The logic of memory ownership (therefore and Page Cache) is built based on each page. The ownership of a page is charged on the first access (page fault) and won’t switch to any other cgroup until this page will be completely reclaimed and evicted. The term ownership means that these pages will be used to calculate the cgroup Page Cache usage and will be included in all stats.

For example, cgroup1 is the owner of the first 10KiB, and cgroup2 – is the owner of the last 2KiB. No matter what cgroup1 will do with the file, it can even close it, cgroup1 remains the owner of the first 4KiB (not all 10KiB) as long as cgroup2 works with this first 4KiB of the file. In this situation, kernel keeps the pages in Page Caches and keeps updating LRU lists accordingly.

For the cgroup IO, ownership works per inode. So for our example cgroup2 owns all writeback operations for the file. The inode is assigned to the cgroup on the first writeback, but unlike the memory ownership logic, the IO ownership may migrate to another cgroup if the kernel notices that this other cgroup generates more dirty pages.

In order to troubleshoot memory ownership, we should use the pair of procfs files: /proc/pid/pagemap and /proc/kpagecgroup. The page-type tool supports showing per page cgroup information, but it’s hard to use it for a directory of files and get a well-formatted output. That’s why I wrote my own cgtouch tool in order to troubleshoot cgroup memory ownership.

$ sudo go run ./main.go /var/tmp/ -v
/var/tmp/file1.db
cgroup inode    percent       pages        path
           -      85.9%       28161        not charged
        1781      14.1%        4608        /sys/fs/cgroup/user.slice/user-1000.slice/session-3.scope

--
/var/tmp/ubuntu-21.04-live-server-amd64.iso
cgroup inode    percent       pages        pat
           -       0.0%           0        not charged
        2453     100.0%       38032        /sys/fs/cgroup/user.slice/user-1000.slice/user@1000.service/app.slice/run-u10.service

--
         Files: 2
   Directories: 7
Resident Pages: 42640/70801 166.6M/276.6M 60.2%

cgroup inode    percent       pages        path
           -      39.8%       28161        not charged
        1781       6.5%        4608        /sys/fs/cgroup/user.slice/user-1000.slice/session-3.scope
        2453      53.7%       38032        /sys/fs/cgroup/user.slice/user-1000.slice/user@1000.service/app.slice/run-u10.service

Safe ad-hoc tasks #

Let’s assume we need to run the wget command or manually install some packages by calling a configuration management system (e.g. saltstack). Both of these tasks can be unpredictably heavy for disk I/O. In order to run them safely and not interact with any production load, we should not run them in the root cgroup or the current terminal cgroup, because they usually don’t have any limits. So we need a new cgroup with some limits. It would be very tedious and cumbersome to manually create a cgroup for your task and manually configure it for every ad-hoc task. But fortunately, we don’t have to, so all modern GNU/Linux distributives come with the systemd out of the box with cgroup v2. The systemd-run with many other cool features from the systemd makes our life easier and saves a lot of time.

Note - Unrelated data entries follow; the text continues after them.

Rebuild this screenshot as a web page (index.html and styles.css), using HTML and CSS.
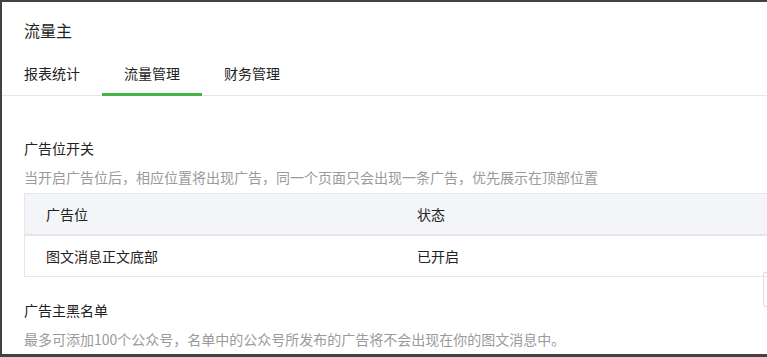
FILE: index.html
```html
<!DOCTYPE html>
<html lang="zh-CN">
<head>
<meta charset="utf-8">
<title>流量主</title>
<link rel="stylesheet" href="styles.css">
</head>
<body>
<div class="frame">
  <div class="page-title">流量主</div>
  <div class="tabs">
    <div class="tab">报表统计</div>
    <div class="tab active">流量管理</div>
    <div class="tab">财务管理</div>
  </div>
  <div class="section first">
    <div class="sec-title">广告位开关</div>
    <div class="sec-desc">当开启广告位后，相应位置将出现广告，同一个页面只会出现一条广告，优先展示在顶部位置</div>
    <table class="grid">
      <thead>
        <tr><th class="c1">广告位</th><th>状态</th></tr>
      </thead>
      <tbody>
        <tr><td class="c1">图文消息正文底部</td><td>已开启</td></tr>
      </tbody>
    </table>
  </div>
  <div class="section second">
    <div class="sec-title">广告主黑名单</div>
    <div class="sec-desc">最多可添加100个公众号，名单中的公众号所发布的广告将不会出现在你的图文消息中。</div>
  </div>
  <div class="float-box"></div>
</div>
</body>
</html>
```

FILE: styles.css
```css
html, body {
  margin: 0;
  padding: 0;
}
body {
  background: #424242;
  overflow: hidden;
  height: 357px;
  font-family: "Noto Sans CJK SC", "Noto Sans", sans-serif;
  font-size: 14px;
  color: #222;
}
.frame {
  margin: 2px 0 0 2px;
  height: 352px;
  background: #fff;
  position: relative;
  overflow: hidden;
}
.page-title {
  padding: 16px 0 0 22px;
  font-size: 16px;
  line-height: 24px;
  color: #222;
}
.tabs {
  display: flex;
  padding-top: 20px;
  border-bottom: 1px solid #e7e7eb;
}
.tab {
  width: 100px;
  text-align: center;
  line-height: 22px;
  padding-bottom: 9px;
  border-bottom: 3px solid transparent;
  margin-bottom: -1px;
  color: #222;
}
.tab.active {
  border-bottom-color: #44b549;
}
.section {
  padding-left: 22px;
}
.section.first {
  margin-top: 41px;
}
.section.second {
  margin-top: 22px;
}
.sec-title {
  line-height: 22px;
  color: #222;
}
.sec-desc {
  line-height: 22px;
  color: #9a9a9a;
  margin-top: 7px;
}
.grid {
  margin-top: 5px;
  width: 100%;
  border-collapse: collapse;
  border: 1px solid #e7e7eb;
  border-right: none;
}
.grid th, .grid td {
  text-align: left;
  font-weight: normal;
  height: 40px;
  padding: 0 0 0 21px;
  border-bottom: 1px solid #e7e7eb;
  color: #222;
}
.grid th {
  background: #f4f5f9;
  border-bottom: 2px solid #e4e5e9;
}
.grid .c1 {
  width: 350px;
}
.float-box {
  position: absolute;
  right: 0;
  top: 270px;
  width: 3px;
  height: 33px;
  border: 1px solid #dcdcdc;
  border-right: none;
  border-radius: 3px 0 0 3px;
}
```
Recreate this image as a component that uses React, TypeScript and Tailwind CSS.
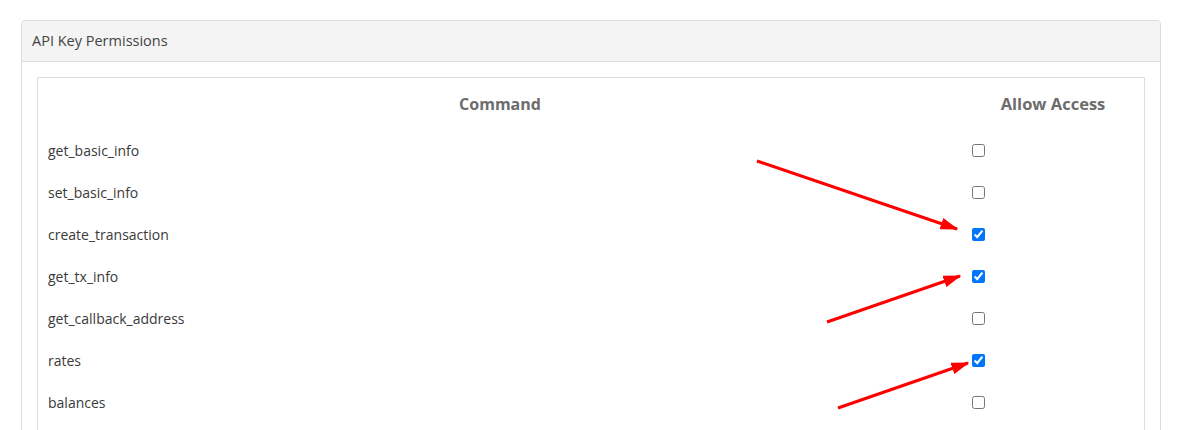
import React from "react";

const commands = [
  { name: "get_basic_info", allowed: false },
  { name: "set_basic_info", allowed: false },
  { name: "create_transaction", allowed: true },
  { name: "get_tx_info", allowed: true },
  { name: "get_callback_address", allowed: false },
  { name: "rates", allowed: true },
  { name: "balances", allowed: false },
];

const arrows = [
  { x1: 757, y1: 161, x2: 957, y2: 229 },
  { x1: 827, y1: 322, x2: 960, y2: 276 },
  { x1: 838, y1: 408, x2: 968, y2: 363 },
];

function Arrows() {
  return (
    <svg className="absolute left-0 top-0 pointer-events-none" width="1187" height="430">
      <defs>
        <marker id="head" markerWidth="6" markerHeight="4" refX="5.5" refY="2" orient="auto" markerUnits="strokeWidth">
          <path d="M0,0 L6,2 L0,4 z" fill="#ff0000" />
        </marker>
      </defs>
      {arrows.map((a, i) => (
        <line key={i} x1={a.x1} y1={a.y1} x2={a.x2} y2={a.y2} stroke="#ff0000" strokeWidth="3" markerEnd="url(#head)" />
      ))}
    </svg>
  );
}

export default function App() {
  return (
    <div className="relative w-[1187px] h-[430px] overflow-hidden bg-white pt-5 font-['Open_Sans',sans-serif]">
      <div className="ml-[21px] w-[1140px] border border-[#dcdcdc] rounded-t-[4px]">
        <div className="h-[41px] bg-[#f4f4f4] border-b border-[#dcdcdc] px-[10px] flex items-center text-[14.5px] text-[#444] rounded-t-[4px]">
          API Key Permissions
        </div>
        <div className="px-[15px] pt-[15px] pb-4">
          <div className="border border-[#dedede] pb-10">
            <table className="w-full border-collapse">
              <thead>
                <tr className="h-[51px]">
                  <th className="pt-px text-[16px] font-bold text-[#6c6c6c] text-center">Command</th>
                  <th className="pt-px w-[182px] text-[16.5px] font-bold text-[#6c6c6c] text-center">Allow Access</th>
                </tr>
              </thead>
              <tbody>
                {commands.map((c) => (
                  <tr key={c.name} className="h-[42px]">
                    <td className="px-[10px] pt-px text-[14px] text-[#3a3a3a]">{c.name}</td>
                    <td className="px-[10px] align-middle">
                      <input type="checkbox" defaultChecked={c.allowed} className="block w-[13px] h-[13px] m-0" />
                    </td>
                  </tr>
                ))}
              </tbody>
            </table>
          </div>
        </div>
      </div>
      <Arrows />
    </div>
  );
}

So, for example, wget task can be run in the following manner:

systemd-run --user -P -t -G --wait -p MemoryMax=12M wget http://ubuntu.ipacct.com/releases/21.04/ubuntu-21.04-live-server-amd64.iso
Running as unit: run-u2.service                         ⬅  LOOK HERE
Press ^] three times within 1s to disconnect TTY.
--2021-09-11 19:53:33--  http://ubuntu.ipacct.com/releases/21.04/ubuntu-21.04-live-server-amd64.iso
Resolving ubuntu.ipacct.com (ubuntu.ipacct.com)... 195.85.215.252, 2a01:9e40::252
Connecting to ubuntu.ipacct.com (ubuntu.ipacct.com)|195.85.215.252|:80... connected.
HTTP request sent, awaiting response... 200 OK
Length: 1174243328 (1.1G) [application/octet-stream]
Saving to: ‘ubuntu-21.04-live-server-amd64.iso.5’
...

The run-u2.service is my brand new cgroup with a memory limit. I can get its metrics:

$ find /sys/fs/cgroup/ -name run-u2.service
/sys/fs/cgroup/user.slice/user-1000.slice/user@1000.service/app.slice/run-u2.service
$ cat  /sys/fs/cgroup/user.slice/user-1000.slice/user@1000.service/app.slice/run-u2.service/memory.pressure
some avg10=0.00 avg60=0.00 avg300=0.00 total=70234
full avg10=0.00 avg60=0.00 avg300=0.00 total=69717
$ grep file  /sys/fs/cgroup/user.slice/user-1000.slice/user@1000.service/app.slice/run-u2.service/memory.stat
file 11100160
file_mapped 0
file_dirty 77824
file_writeback 0
file_thp 0
inactive_file 5455872
active_file 5644288
workingset_refault_file 982
workingset_activate_file 0
workingset_restore_file 0

As you can see from the above we have near 12MiB file memory and some refault.

To get all power of systemd and cgroup please read its resource control doc.